Flag extreme and/or implausible effect sizes — flagEffectSizes • metapsyTools

This function flags effect sizes that are too extreme and/or implausible to merit inclusion in meta-analytic models. Effect sizes are flagged based the size of the effect, achieved power, and study quality.

Usage

flagEffectSizes(data, 
                es.var = ".g", 
                se.var = ".g_se",
                high.rob.filter = "rob <= 2", 
                power = "reference",
                alpha = 0.05, 
                reference = c("all", "dep", "psy", "ptsd"))

Arguments

data: A data.frame, including effect size data following the Metapsy data standard, as created by calculateEffectSizes().
es.var: A character, specifying the name of the variable containing the (pre-calculated) effect sizes in data. Defaults to ".g".
se.var: A character, specifying the name of the variable containing the standard errors (square root of the variance) in data. Defaults to ".g_se".
high.rob.filter: A character, including a filtering statement by which to include studies with high risk of bias/low study quality. Please note that the name of the variable must be included as a column in data.
power: Reference value for defining a "strongly" underpowered study (). Defaults to "reference", which corresponds to the first quartile of a reference power distribution derived from a large-scale meta-analytic database of psychological treatments (see Details). Also accepts user-defined power threshold in the (0,1) range (e.g., power = 0.8 for 80% power).
alpha: The level used to determine "incompatibility" of an effect size (0.05 by default). See Details.
reference: A character value, indicating the specific disorder for which reference values should be used. Defaults to "all", meaning that the reference values across all included disorders are used. Other supported values are "dep" (depression), "psy" (psychosis), and "ptsd" (PTSD). To improve calibration, the "psy" reference values may also be used for fields in which low effect sizes are more common, or "ptsd" in high-effect size fields.

Value

Returns an object of class flagEffectSizes, with the following elements:

smd. The provided effect sizes.
se. The provided standard errors of the effect size.
flag.effect. A logical, indicating if the effect was flagged for the first criterion (incompatible effect size).
flag.power. A logical, indicating if the effect was flagged for the second criterion (strongly underpowered).
flag.rob. A logical, indicating if the effect was flagged for the third criterion (risk of bias/low quality).
flags. The numeric, indicating the number of flags for each effect size (0-3).
lookup. A data frame, showing the empirical reference values that were used for the computations. Includes the name of the reference effect size distribution (distname) and its parameters, the reference effect size based on which power is determined (mu.fe), as well as the first quartile of power in the reference sample (q1.pwr)
data. The original data.frame provided in data.
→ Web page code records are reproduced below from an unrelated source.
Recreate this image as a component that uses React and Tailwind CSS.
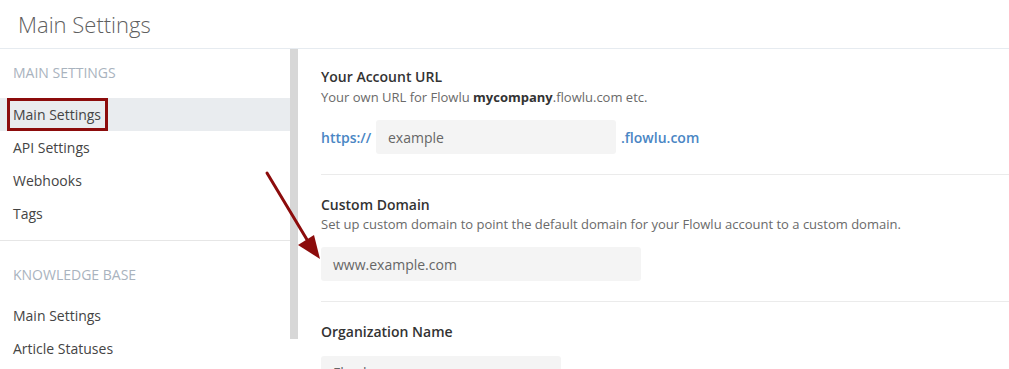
import React from 'react';

const sidebar = [
  {
    title: 'Main Settings',
    items: ['Main Settings', 'API Settings', 'Webhooks', 'Tags'],
  },
  {
    title: 'Knowledge Base',
    items: ['Main Settings', 'Article Statuses'],
  },
];

const App = () => {
  return (
    <div className="relative h-[369px] w-[1009px] overflow-hidden bg-white font-['Open_Sans',sans-serif]">
      {/* Header */}
      <div className="flex h-[49px] items-center border-b border-[#e6ebf0] pl-[18px]">
        <h1 className="text-[22px] font-light leading-none text-[#5f5f5f]">Main Settings</h1>
      </div>

      <div className="flex">
        {/* Sidebar */}
        <div className="w-[290px] shrink-0">
          <div className="pb-[10px]">
            <div className="px-[13px] pt-[14px] pb-[15px] text-[14px] uppercase leading-[20px] text-[#a9b3be]">
              {sidebar[0].title}
            </div>
            {sidebar[0].items.map((item, i) => (
              <div
                key={item}
                className={`relative flex h-[33px] items-center px-[13px] text-[14px] text-[#444] ${i === 0 ? 'bg-[#e9ecef]' : ''}`}
              >
                {item}
                {i === 0 && <div className="absolute left-[7px] top-0 h-[33px] w-[101px] border-[3px] border-[#8c0c0c]" />}
              </div>
            ))}
          </div>
          <div className="border-t border-[#e6e6e6]">
            <div className="px-[13px] pt-[24px] pb-[14px] text-[14px] uppercase leading-[20px] text-[#a9b3be]">
              {sidebar[1].title}
            </div>
            {sidebar[1].items.map((item) => (
              <div key={item} className="flex h-[33px] items-center px-[13px] text-[14px] text-[#444]">
                {item}
              </div>
            ))}
          </div>
        </div>

        {/* Scrollbar */}
        <div className="h-[290px] w-[8px] shrink-0 bg-[#d7d7d7]" />

        {/* Content */}
        <div className="flex-1 pl-[23px]">
          <div className="border-b border-[#ebebeb] pt-[18px] pb-[20px]">
            <div className="text-[14px] font-semibold leading-[20px] text-[#333]">Your Account URL</div>
            <div className="text-[13px] leading-[20px] text-[#6a6a6a]">
              Your own URL for Flowlu <span className="font-bold text-[#333]">mycompany</span>.flowlu.com etc.
            </div>
            <div className="mt-[13px] flex items-center">
              <span className="w-[55px] text-[14px] font-semibold text-[#4a86c4]">https://</span>
              <div className="flex h-[34px] w-[240px] items-center rounded-[3px] bg-[#f4f4f4] px-[12px] text-[14px] text-[#666]">
                example
              </div>
              <span className="ml-[5px] text-[14px] font-semibold text-[#4a86c4]">.flowlu.com</span>
            </div>
          </div>

          <div className="border-b border-[#ebebeb] pt-[20px] pb-[20px]">
            <div className="text-[14px] font-semibold leading-[20px] text-[#333]">Custom Domain</div>
            <div className="text-[13px] leading-[18px] text-[#6a6a6a]">
              Set up custom domain to point the default domain for your Flowlu account to a custom domain.
            </div>
            <div className="mt-[14px] flex h-[34px] w-[320px] items-center rounded-[3px] bg-[#f4f4f4] px-[12px] text-[14px] text-[#666]">
              www.example.com
            </div>
          </div>

          <div className="pt-[20px]">
            <div className="text-[14px] font-semibold leading-[20px] text-[#333]">Organization Name</div>
            <div className="mt-[14px] flex h-[34px] w-[240px] items-start rounded-[3px] bg-[#f4f4f4] px-[12px] pt-[6px] text-[14px] text-[#666]">
              Flowlu
            </div>
          </div>
        </div>
      </div>

      {/* Annotation arrow */}
      <svg className="absolute left-0 top-0" width="1009" height="369" viewBox="0 0 1009 369">
        <line x1="267" y1="173" x2="309" y2="243" stroke="#8c0c0c" strokeWidth="3" strokeLinecap="round" />
        <polygon points="320,259 298,245 314,235" fill="#8c0c0c" />
      </svg>
    </div>
  );
};

export default App;
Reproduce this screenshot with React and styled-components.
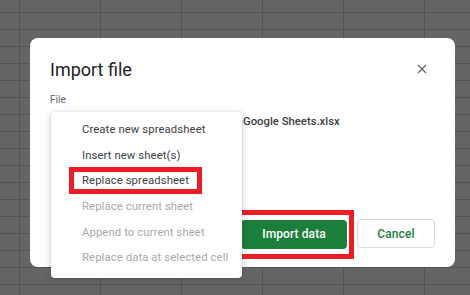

Returned objects can be directly analyzed using runMetaAnalysis(), which will then remove flagged studies (3 flags) during the computation.

Details

This flagging tool is based on a meta-epidemiological study of >2,000 effect sizes from the Metapsy databases, covering psychological treatment trials across 12 mental health problems (depression, generalized anxiety, social anxiety, specific phobia, panic disorder, obsessive-compulsive disorder, PTSD, complicated grief, psychosis, suicidality). Based on this database, three indicators are used to flag trials:

Extreme effect sizes: A set of candidate parametric distributions (Pareto, exponential, Cauchy, Gamma, logistic, log-normal, and Weibull) was fitted to effect sizes from low risk-of-bias trials with inactive control groups in the Metapsy databases. The best-fitting distribution was then selected. Effect sizes are flagged if they exceeded a critical threshold corresponding to a Shannon information value (S-value) of 4.32, roughly equating to the improbability of four heads in a row, or = 0.05.
Strong lack of power: Each study's achieved statistical power is computed relative to a bias-corrected reference effect size estimated from low risk-of-bias trials (see mu.fe in the lookup element returned by the function). Instead of using the conventional 80% threshold, trials are flagged by default if their power falls in the lowest empirical quartile of this empirical distribution (power = "reference"). Thus, by default, only the most severely underpowered trials are flagged.
Risk of bias / low study quality: Trials not judged as "low risk" (e.g. according to Cochrane's Risk of Bias tool) are flagged.

For each effect size, the three indicators are summed (0–3 flags). Effects showing all three risk indicators are considered highly implausible and may be excluded by default from meta-analytic models. This is the default behavior if results of flagEffectSizes are forwarded directly to runMetaAnalysis(). Reference values can be applied across all mental health problems ("all"), or calibrated to specific fields ("dep" = depression, "psy" = psychosis, "ptsd" = PTSD), depending on the user's selection for the reference argument. To improve calibration, the "psy" reference values may also be used for fields in which low effect sizes are more common, or "ptsd" in high-effect size fields.

The development and performance of the flagging tool is described in greated detail in Harrer et al. (2025). Please note that reference values may change over time as the tool is updated using new versions of the living databases. Exact reference values and distributions used for the calculations will always be provided in the lookup data frame returned by the function.

For more details on the metapsyTools package, see the Get Started vignette.

Author

Mathias Harrer mathias.h.harrer@gmail.com, Pim Cuijpers p.cuijpers@vu.nl

Examples

if (FALSE) {
data("depressionPsyCtr")

# Use as part of a meta-analysis pipeline
# Flagged studies are excluded
data %>% 
  checkDataFormat() %>% 
  calculateEffectSizes() %>% 
  filterPoolingData(condition_arm1 == "cbt") %>% 
  flagEffectSizes() %>% 
  runMetaAnalysis()

# Use depression-specific reference values
fe = flagEffectSizes(data, reference = "dep")

# Show results and used reference values
fe
fe$lookup

# Generate a plot of the empirical effects & 
# reference distribution
plot(fe, breaks = 20)

# Append number of flags to original data
# Then use in meta-regression and subgroup analysis
data$flags = fe$flags
M = runMetaAnalysis(data)
metaRegression(M$model.overall, ~ flags)
subgroupAnalysis(M, flags)
}